Introduction to Reinforcement Learning

In this project, you will implement Q-learning. You will test your agents first on Gridworld (from class), then apply them to a simulated robot controller (Crawler) and Pacman.

Files

The code for this project contains the following files:

Files you will edit:

qlearningAgents.py - Q-learning agents for Gridworld, Crawler and Pacman.
analysis.py - A file to put your answers to questions given in the project.

Files you should read but NOT edit

valueIterationAgents.py - A value iteration agent for solving known MDPs.
mdp.py - Defines methods on general MDPs.
learningAgents.py - Defines the base classes ValueEstimationAgent and QLearningAgent, which your agents will extend.
util.py - Utilities, including util.Counter, which is particularly useful for Q-learners.
gridworld.py - The Gridworld implementation.
featureExtractors.py - Classes for extracting features on (state,action) pairs. Used for the approximate Q-learning agent (in qlearningAgents.py).

Files you can ignore

environment.py - Abstract class for general reinforcement learning environments. Used by gridworld.py.
graphicsGridworldDisplay.py - Gridworld graphical display.
graphicsUtils.py - Graphics utilities.
textGridworldDisplay.py - Plug-in for the Gridworld text interface.
crawler.py - The crawler code and test harness. You will run this but not edit it.
graphicsCrawlerDisplay.py - GUI for the crawler robot

Implementation Instructions

Carefully read the instructions for each phase before you start. Make sure you are only implementing the procedures specifically asked for in the instructions. Do not jump ahead and implement phases that are not yet required.

Phase 1: Q-learning

You will now write a Q-learning agent, which does very little on construction, but instead learns by trial and error from interactions with the environment through its update (state, action, nextState, reward) method. A stub of a Q-learner is specified in QLearningAgent in qlearningAgents.py, and you can select it with the option '-a q'. For this question, you must implement the update, getValue, getQValue, and getPolicy methods.

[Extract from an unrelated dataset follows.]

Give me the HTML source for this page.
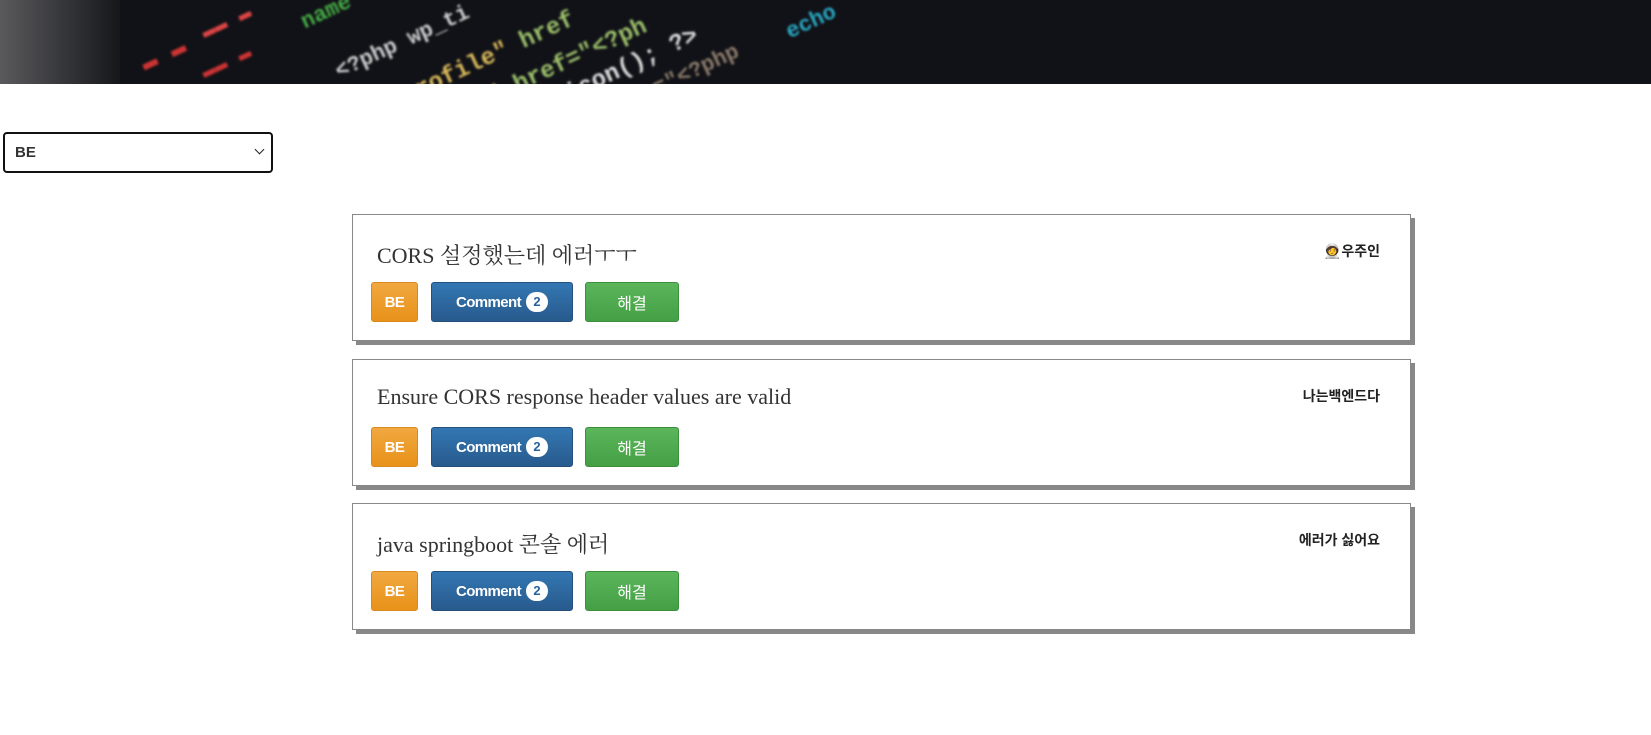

Note: For getPolicy, you should break ties randomly for better behavior. The random.choice() function will help. In a particular state, actions that your agent hasn't seen before still have a Q-value, specifically a Q-value of zero, and if all of the actions that your agent has seen before have a negative Q-value, an unseen action may be optimal.

Important: Make sure that in your getValue and getPolicy functions, you only access Q values by calling getQValue. This abstraction will be helpful for questions 4 or 5, when you override getQValue to use features of state-action pairs rather than state-action pairs directly.

With the Q-learning update in place, you can watch your Q-learner learn under manual control, using the keyboard.

# Watch Q-learner Learn under manual control

python3 gridworld.py -a q -k 5 -m

The -k parameter controls the number of episodes your agent learns from. Watch how the agent learns about the state it was just in, not the one it moves to, and "leaves learning in its wake."

Hint: to help with debugging, you can turn off noise by using the --noise 0.0 parameter (though this obviously makes Q-learning less interesting).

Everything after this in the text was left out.